Dollar-plus gains at all Northeast citygates and on Dominion in Appalachia were mixed into overall cash spikes Tuesday. Upticks of half a dollar or greater were consistent throughout the East and in the Waha/Permian Basin markets. The rest of the West tended to lag behind but still saw fairly strong advances of about 20-30 cents or so.

It was an entirely weather-driven burst of bullishness that accelerated the price increases of the day before, a Midcontinent marketer said. A natural gas screen that foundered within a couple of cents on either side of flat all morning certainly offered precious little guidance to cash traders, he said, although the crude oil and heating oil futures contracts rebounded strongly amid anticipation that Secretary of State Colin Powell’s speech to the U.N. Wednesday may more clearly delineate a timetable for war with Iraq.

Forecasts of arctic blasts closely resembling those of late January but not quite as cold in the eastern half of the U.S. and Canada provided a solid foundation for Tuesday’s gains, according to one source. The Midwest was already under a winter storm siege with highs not expected to get above the 20s across the Great Lakes states. Meanwhile, the Northeast and South were just beginning to feel the effects of cold fronts, with considerably more frigid conditions due later this week.

Despite the tremendous boosts in average prices, numbers were falling far and fast towards the end of the morning, a Northeast trader said. “I tried for a Dracut [Maritimes & Northeast delivery point into Tennessee in Massachusetts] purchase at $8.20 but couldn’t do it. I sure was glad later because the market was falling apart near the end,” he said. He reported seeing Texas Eastern M-3 at $8.15 early and then $7.00-05 later on. “I think some people were aiming for $10-plus, but then the market ran out of buyers.”

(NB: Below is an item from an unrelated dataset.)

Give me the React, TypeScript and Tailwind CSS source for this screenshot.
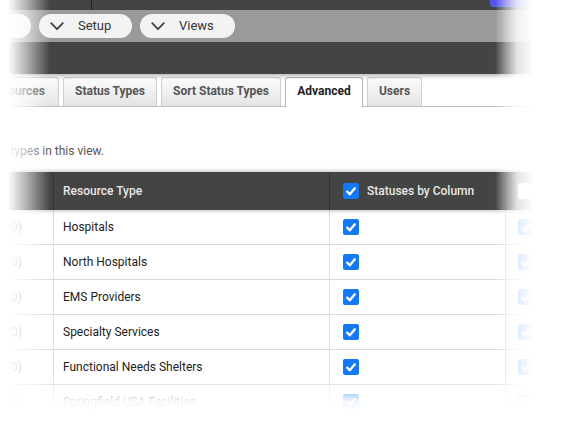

That left a lot of people long on supply at the end of the morning and probably trying to bank gas on the pipes, the trader continued. But there was some risk involved there, since restrictions on scheduling due-shipper imbalance makeup gas by some Northeast pipes mean they might not get banked gas back for possibly as long as a week or two, he said. Such traders could end up selling at a substantial loss when finally allowed to schedule due-shipper gas again, he said.

Despite the late retreats creating highly volatile ranges, the Northeast trader said he thinks “we may see $10-plus citygates like in late January later this week because the weather is going to get worse and also spread into the South again.”

A Midcontinent/Midwest marketer said late prices also tumbled in his region. “Midcontinent numbers fell by 30 cents in the last hour,” he said. Traders have completely dismissed ANR’s Sunday night rupture in Illinois (see Daily GPI, Feb. 4 ) as having any market impact other than Monday’s one-day spike on ANR Southwest. “I don’t think we’re that crazy [referring for potential return of $10-plus pricing in Northeast],” the marketer said with a laugh, “but you never know about those guys [Northeast traders]. After all, the Northeast is a foreign market for us.”

A Florida utility staffer observed that even though weather in the state may be quite mild, buyers there can’t escape the impact of competition for Gulf Coast supplies from soaring markets elsewhere. At least her utility’s load was so small that no new purchases were needed Tuesday, “which is a blessing when prices are spiking like this.”

The West’s failure to scale the heights being seen in the East was no mystery, a western source said. “We just don’t have the weather demand that they do back East.”

However, unlike the late softening trends seen in the East, a marketer reported rising quotes at Malin and some other western points. She attributed the late upticks to rising demand for Alberta gas heading east to more lucrative markets in Eastern Canada and the U.S. Midwest and Northeast. “That got a lot of people to buy late at Malin,” she said. The marketer felt that although prices likely would keep moving higher in the East Wednesday, the bullishness there was unlikely to be strong enough to keep supporting western prices beyond Tuesday.

A Southwest trader said Permian Basin and Waha numbers greatly outpaced the rest of the West because of their ability to access intrastate Texas and Midcontinent/Midwest markets. “Permian gas was mostly going east and then north from Waha,” he said. Northern Natural throughput from the lower MIDs continues to be hampered by a continuing outage of the pipe’s Mitchell to Spraberry line outage (see Daily GPI, Feb. 3), he said, noting that some plants in the area are limited in the tailgate volumes that can be sent north.